Engaging in a conversation with the artist allows one to almost physically access a realm between the fantastic and the grotesque. The artist combines and intertwines refined techniques with a distinctly theatrical flair, bringing to life worlds that elude simple definitions. The forms are fluid yet grotesque, concrete yet almost intangible. Through multiple mediums, the artist consistently focuses on states of transition and the indefinable.
Looking at your current artistic figure, which of your past experiences or education do you think had the greatest impact on your creative perspective?
In 2018 I was lucky to get granted a half year residency in Cairo, Egypt, a beast of a city with around 20 million people. Despite the load of people, I actually got quite lonely. I chose to go further down that rabbit hole and dug myself even more in, kind of curious how far I could go, pushing myself into some weird solitary corner. I had my studio in a bungalow within a walled area on a beautiful, tiny island on the Nile River, all within this huge city. That place, its many different engulfments, my own „borders“, they got important to me and made me reflect the socio-political conventions that I’m confronted with back home. That and the solitary experience keep coming up as an influence on my work. So, the ‚house‘ on one hand simply became important as a metaphor for our minds, but furthermore, I think of the house and the physical moving within it, through its rooms, corridors, windows and doors, as an actual act of thinking. As thinking means to connect spaces, very much like moving between rooms. Thus, architecture, object arrangements, composition, they become ideas, a consciousness itself, shaped by us, shaping us. The inner house and its infinite pathways and thresholds become never-ending. In its paradoxical boundlessness it becomes an uncanny place to discover. This idea repeats on numerous different levels of zoom; the arrangement of objects on a coffee table, a drawing, within an exhibition space, within a city and so on. Consequently, I develop stories tapping into and out of these ideas, with trickster figures, as an embodiment of chaos, rites of passage, beings of the threshold, and the Unheimlichkeit, the uncanny. The german word unheimlich showing its root of the heim (home), as something that is close to us, yet slightly shifted. A world that is neither here nor there.
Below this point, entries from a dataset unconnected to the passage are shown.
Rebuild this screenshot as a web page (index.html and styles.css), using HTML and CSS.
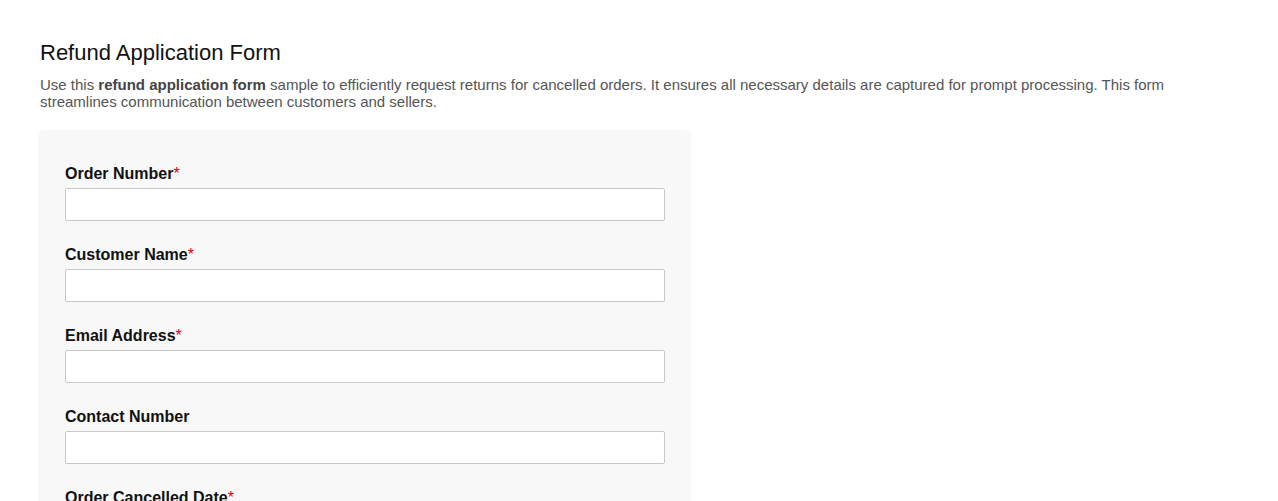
FILE: index.html
```html
<!DOCTYPE html>
<html lang="en">
<head>
<meta charset="utf-8">
<title>Refund Application Form</title>
<link rel="stylesheet" href="styles.css">
</head>
<body>
<div class="page">
  <h1 class="title">Refund Application Form</h1>
  <p class="desc">Use this <strong>refund application form</strong> sample to efficiently request returns for cancelled orders. It ensures all necessary details are captured for prompt processing. This form streamlines communication between customers and sellers.</p>
  <form class="card">
    <div class="field">
      <label class="label">Order Number<span class="req">*</span></label>
      <input class="input" type="text">
    </div>
    <div class="field">
      <label class="label">Customer Name<span class="req">*</span></label>
      <input class="input" type="text">
    </div>
    <div class="field">
      <label class="label">Email Address<span class="req">*</span></label>
      <input class="input" type="text">
    </div>
    <div class="field">
      <label class="label">Contact Number</label>
      <input class="input" type="text">
    </div>
    <div class="field">
      <label class="label">Order Cancelled Date<span class="req">*</span></label>
      <input class="input" type="text">
    </div>
  </form>
</div>
</body>
</html>
```

FILE: styles.css
```css
html, body {
  margin: 0;
  padding: 0;
  background: #fff;
}
body {
  font-family: "Liberation Sans", Arial, sans-serif;
}
.page {
  padding: 40px 40px 40px 40px;
  width: 1198px;
  box-sizing: content-box;
}
.title {
  margin: 0;
  font-size: 22px;
  line-height: 26px;
  font-weight: normal;
  color: #111;
}
.desc {
  margin: 10px 0 0 0;
  font-size: 15px;
  line-height: 17px;
  color: #555;
}
.desc strong {
  color: #444;
}
.card {
  margin: 20px 0 0 -2px;
  width: 653px;
  box-sizing: border-box;
  padding: 33px 26px 20px 27px;
  background: #f8f8f8;
  border-radius: 6px;
}
.field {
  display: flex;
  flex-direction: column;
  margin-bottom: 23px;
}
.label {
  font-size: 16px;
  line-height: 20px;
  font-weight: bold;
  color: #111;
  margin-top: 1px;
  margin-bottom: 4px;
}
.req {
  color: #d0021b;
  font-weight: normal;
}
.input {
  width: 600px;
  height: 33px;
  box-sizing: border-box;
  border: 1px solid #c8c8c8;
  border-radius: 2px;
  background: #fff;
  margin: 0;
  padding: 0 8px;
  font-family: inherit;
  font-size: 14px;
}
```
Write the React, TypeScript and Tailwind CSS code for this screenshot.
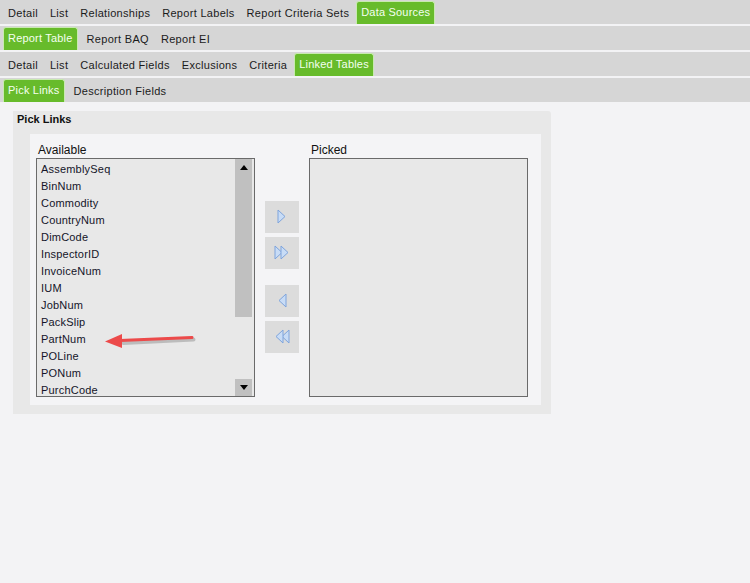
import React from 'react'

type Tab = { label: string; active?: boolean }

const rows: Tab[][] = [
  [
    { label: 'Detail' },
    { label: 'List' },
    { label: 'Relationships' },
    { label: 'Report Labels' },
    { label: 'Report Criteria Sets' },
    { label: 'Data Sources', active: true },
  ],
  [{ label: 'Report Table', active: true }, { label: 'Report BAQ' }, { label: 'Report EI' }],
  [
    { label: 'Detail' },
    { label: 'List' },
    { label: 'Calculated Fields' },
    { label: 'Exclusions' },
    { label: 'Criteria' },
    { label: 'Linked Tables', active: true },
  ],
  [{ label: 'Pick Links', active: true }, { label: 'Description Fields' }],
]

const fields = [
  'AssemblySeq', 'BinNum', 'Commodity', 'CountryNum', 'DimCode', 'InspectorID', 'InvoiceNum',
  'IUM', 'JobNum', 'PackSlip', 'PartNum', 'POLine', 'PONum', 'PurchCode',
]

function TabBar({ tabs }: { tabs: Tab[] }) {
  return (
    <div className="flex h-[24px] items-end bg-[#d6d6d6] pl-[2px] mb-[2px]">
      {tabs.map(t =>
        t.active ? (
          <div
            key={t.label}
            className="h-[23px] ml-[1px] mr-[3px] px-[4px] pt-[2px] rounded-t-[3px] border border-b-0 border-[#c8eab0] bg-[#67bb2b] text-[#f4fff0] leading-[17px] tracking-[0.2px]"
          >
            {t.label}
          </div>
        ) : (
          <div key={t.label} className="h-[24px] px-[6px] pt-[6px] text-[#1b1b1b] leading-[14px] tracking-[0.3px]">
            {t.label}
          </div>
        )
      )}
    </div>
  )
}

function Arrow({ dir, double }: { dir: 'right' | 'left'; double?: boolean }) {
  const single = 'M1 1 L8 7.5 L1 14 Z'
  return (
    <button className="w-[34px] h-[32px] bg-[#dcdcdc] flex items-center justify-center">
      <svg width={double ? 16 : 10} height="16" viewBox={double ? '0 0 16 16' : '0 0 10 16'}
        className={dir === 'left' ? 'scale-x-[-1]' : ''}>
        <path d={single} fill="#c8dcf6" stroke="#7ea4dc" strokeWidth="1" />
        {double && <path d="M7 1 L14 7.5 L7 14 Z" fill="#c8dcf6" stroke="#7ea4dc" strokeWidth="1" />}
      </svg>
    </button>
  )
}

export default function App() {
  return (
    <div className="w-[750px] h-[583px] bg-[#f3f3f5] text-[11px] font-['Liberation_Sans',Arial,sans-serif]">
      {rows.map((r, i) => (
        <TabBar key={i} tabs={r} />
      ))}

      <div className="ml-[13px] mt-[9px] w-[538px] h-[303px] bg-[#e8e8e8] rounded-tr-[3px] pb-[9px] flex flex-col">
        <div className="h-[23px] pl-[4px] pt-[2px] font-bold text-[#111] leading-[12px]">Pick Links</div>
        <div className="flex-1 mx-[17px] mr-[10px] bg-[#f4f4f6] pl-[6px] pt-[9px] flex">
          <div className="w-[219px]">
            <div className="h-[15px] pl-[2px] text-[12px] leading-[14px] text-[#111]">Available</div>
            <div className="h-[239px] border border-[#6a6a6a] bg-[#e8e8e8] flex">
              <div className="flex-1 pl-[4px] pt-[2px]">
                {fields.map(f => (
                  <div key={f} className="h-[17px] leading-[17px] text-[#141428] tracking-[0.2px]">{f}</div>
                ))}
              </div>
              <div className="w-[17px] mr-[2px] flex flex-col bg-[#e8e8e8]">
                <div className="h-[158px] bg-[#c0c0c0] flex justify-center pt-[6px]">
                  <svg width="8" height="5" viewBox="0 0 8 5"><path d="M0 5 L4 0 L8 5 Z" fill="#000" /></svg>
                </div>
                <div className="flex-1" />
                <div className="h-[17px] bg-[#c0c0c0] flex justify-center items-center">
                  <svg width="8" height="5" viewBox="0 0 8 5"><path d="M0 0 L4 5 L8 0 Z" fill="#000" /></svg>
                </div>
              </div>
            </div>
          </div>

          <div className="w-[54px] pl-[10px] pt-[58px] flex flex-col">
            <Arrow dir="right" />
            <div className="h-[4px]" />
            <Arrow dir="right" double />
            <div className="h-[16px]" />
            <Arrow dir="left" />
            <div className="h-[4px]" />
            <Arrow dir="left" double />
          </div>

          <div className="w-[219px]">
            <div className="h-[15px] pl-[2px] text-[12px] leading-[14px] text-[#111]">Picked</div>
            <div className="h-[239px] border border-[#6a6a6a] bg-[#e8e8e8]" />
          </div>
        </div>
      </div>

      <svg className="absolute left-[100px] top-[330px]" width="100" height="22" viewBox="0 0 100 22">
        <path d="M92 7.5 L22 11" stroke="#00000030" strokeWidth="4" strokeLinecap="round" transform="translate(1.5,2)" />
        <path d="M92 7.5 L20 10.5" stroke="#ec4a4a" strokeWidth="3" strokeLinecap="round" />
        <path d="M5 11.5 L22 4 L22 18 Z" fill="#ec4a4a" />
      </svg>
    </div>
  )
}
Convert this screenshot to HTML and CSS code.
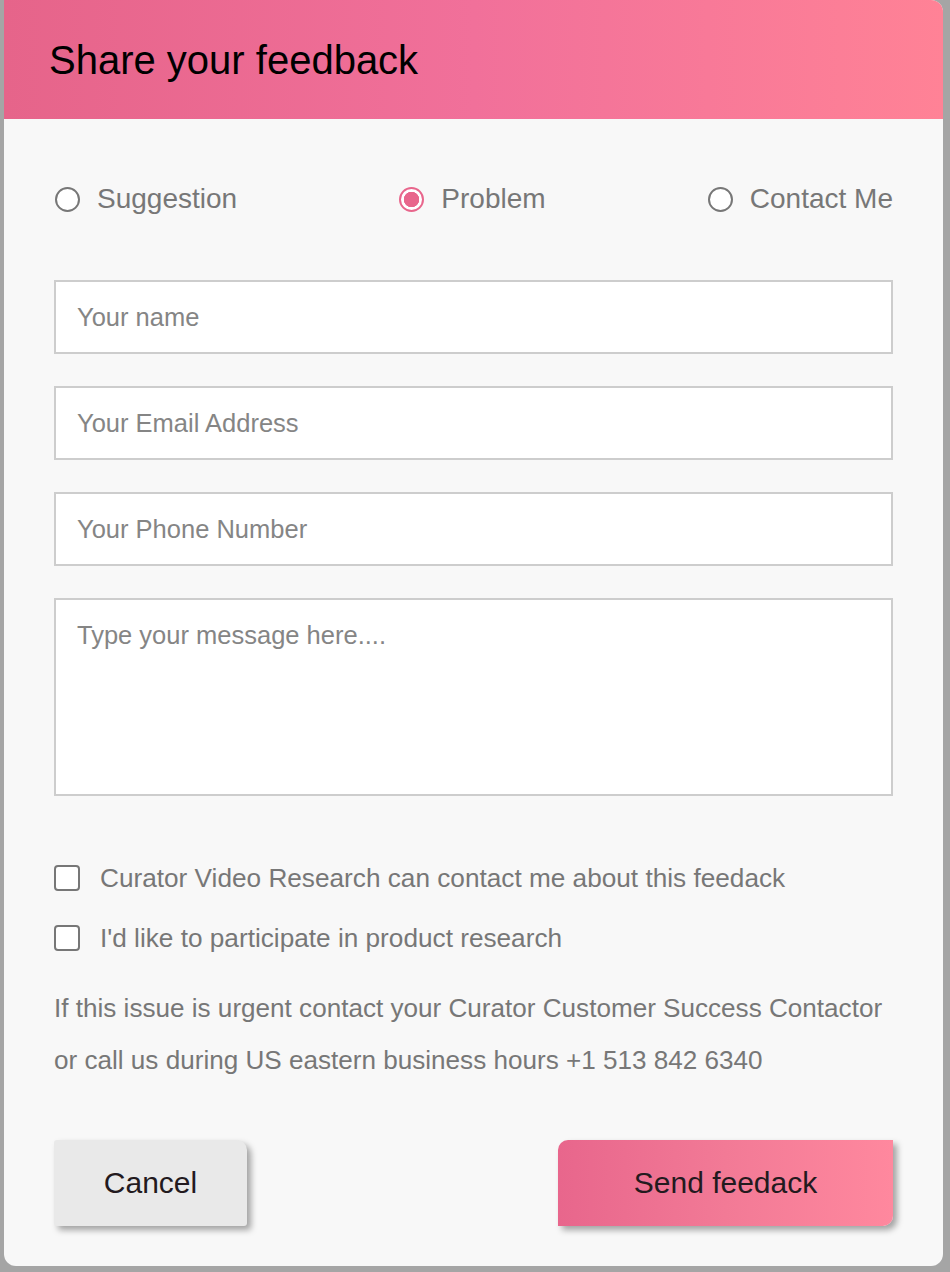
FILE: index.html
```html
<!DOCTYPE html>
<html lang="en">
<head>
<meta charset="utf-8">
<title>Share your feedback</title>
<link rel="stylesheet" href="styles.css">
</head>
<body>
<div class="card">
  <div class="header"><h1 class="title">Share your feedback</h1></div>
  <div class="content">
    <div class="radios">
      <label class="radio-item"><input type="radio" name="kind" class="radio"><span>Suggestion</span></label>
      <label class="radio-item"><input type="radio" name="kind" class="radio" checked><span>Problem</span></label>
      <label class="radio-item"><input type="radio" name="kind" class="radio"><span>Contact Me</span></label>
    </div>
    <div class="fields">
      <input class="field" type="text" placeholder="Your name">
      <input class="field" type="email" placeholder="Your Email Address">
      <input class="field" type="tel" placeholder="Your Phone Number">
      <textarea class="field area" placeholder="Type your message here...."></textarea>
    </div>
    <div class="checks">
      <label class="check-item"><input type="checkbox" class="check"><span>Curator Video Research can contact me about this feedack</span></label>
      <label class="check-item"><input type="checkbox" class="check"><span>I'd like to participate in product research</span></label>
    </div>
    <p class="note">If this issue is urgent contact your Curator Customer Success Contactor or call us during US eastern business hours +1 513 842 6340</p>
    <div class="actions">
      <button class="btn cancel" type="button">Cancel</button>
      <button class="btn send" type="button">Send feedack</button>
    </div>
  </div>
</div>
</body>
</html>
```
FILE: styles.css
```css
html, body {
  margin: 0;
  padding: 0;
  background: #a5a5a5;
}
body {
  font-family: "Liberation Sans", Arial, Helvetica, sans-serif;
  height: 1272px;
  overflow: hidden;
}
.card {
  margin-left: 4px;
  width: 939px;
  height: 1266px;
  background: #f8f8f8;
  border-radius: 0 12px 12px 12px;
  overflow: hidden;
}
.header {
  height: 119px;
  display: flex;
  align-items: center;
  padding-left: 45px;
  background: linear-gradient(90deg, #e6648a 0%, #f1709a 50%, #ff8296 100%);
}
.title {
  margin: 0;
  font-size: 40px;
  font-weight: normal;
  color: #000;
  line-height: 46px;
}
.content {
  padding: 0 50px;
}
.radios {
  margin-top: 55px;
  height: 50px;
  display: flex;
  justify-content: space-between;
  align-items: center;
}
.radio-item {
  display: flex;
  align-items: center;
  gap: 17px;
  font-size: 28px;
  line-height: 50px;
  color: #777;
  padding-left: 1px;
}
.radio {
  -webkit-appearance: none;
  appearance: none;
  margin: 0;
  width: 25px;
  height: 25px;
  box-sizing: border-box;
  border: 2px solid #777;
  border-radius: 50%;
  background: #fff;
}
.radio:checked {
  border-color: #e8668c;
  background: radial-gradient(circle, #e8668c 0 7.5px, #fff 8px);
}
.fields {
  margin-top: 56px;
  display: flex;
  flex-direction: column;
  gap: 32px;
}
.field {
  display: block;
  box-sizing: border-box;
  width: 100%;
  height: 74px;
  margin: 0;
  padding: 0 21px;
  border: 2px solid #cdcdcd;
  border-radius: 0;
  background: #fff;
  font-family: "Liberation Sans", Arial, Helvetica, sans-serif;
  font-size: 25.5px;
  color: #333;
  outline: none;
}
.field::placeholder {
  color: #858585;
}
.area {
  height: 198px;
  padding: 21px 21px;
  resize: none;
  line-height: 29px;
}
.checks {
  margin-top: 62px;
  display: flex;
  flex-direction: column;
  gap: 20px;
}
.check-item {
  display: flex;
  align-items: center;
  gap: 20px;
  height: 40px;
  font-size: 26.2px;
  color: #777;
}
.check {
  -webkit-appearance: none;
  appearance: none;
  margin: 0;
  width: 26px;
  height: 26px;
  box-sizing: border-box;
  border: 2px solid #777;
  border-radius: 4px;
  background: #fff;
}
.note {
  margin: 24px 0 0;
  font-size: 26.1px;
  line-height: 52px;
  color: #777;
}
.actions {
  margin-top: 54px;
  display: flex;
  justify-content: space-between;
}
.btn {
  height: 86px;
  border: none;
  font-family: "Liberation Sans", Arial, Helvetica, sans-serif;
  font-size: 30px;
  color: #231a1e;
  box-shadow: 4px 4px 6px rgba(0, 0, 0, 0.35);
  padding: 0;
}
.cancel {
  width: 193px;
  background: #e9e9e9;
  border-radius: 3px 10px 3px 3px;
}
.send {
  width: 335px;
  background: linear-gradient(90deg, #e8668c 0%, #f27a96 50%, #ff889e 100%);
  border-radius: 10px 0 10px 0;
}
```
“Through the transformation and the irritation that comes afterwards, we are somehow more captured and more alert, more sensitive towards the object and become more aware of its external links.”
Through a play of fluidity and sinuosity, your works intertwine different worlds. Where do these influences come from, and what atmosphere do you aim to capture?
Aesthetic influences come from various sources. From comics, Moebius, the Ren & Stimpy show, movies like „the thing“, but also just a good hike through nature. Things that have been made by hand, with flaws and roughness, with a strong materiality. Patinated, grippy, slimy stuff, pimples and rashes. I also enjoy gothic architecture and Jugendstil. For the gothic cathedrals I’m especially intrigued — apart from all the amazing grotesque stuff — by the idea of making a building that is trying to be as open as possible. In other words, to contain without constraining. For the Jugendstil, I’m not so much into the brass stuff, but rather the curved forms that so easily become a transmission of force. As opposed to the perfectionist approach of the art nouveau I also have a soft spot for somehow failed architecture, or failed formalistic output. In a way that one can see the original idea behind a design choice, for example a color combination, or ornamental decoration, choice of materials and so on. But it’s clearly failing. Like it’s trying to mimic something, but clearly failing. I find that in that moment there starts something beautiful. It’s like in Baudrillard’s world of Simulacra. Things get detached and develop a new life. Using techniques like casting and deep-drawing quite often, I realised that the copy or the imprint has a more realistic impact on me, than the „originals“. Through the transformation and the irritation that comes afterwards, we are somehow more captured and more alert, more sensitive towards the object and become more aware of its external links.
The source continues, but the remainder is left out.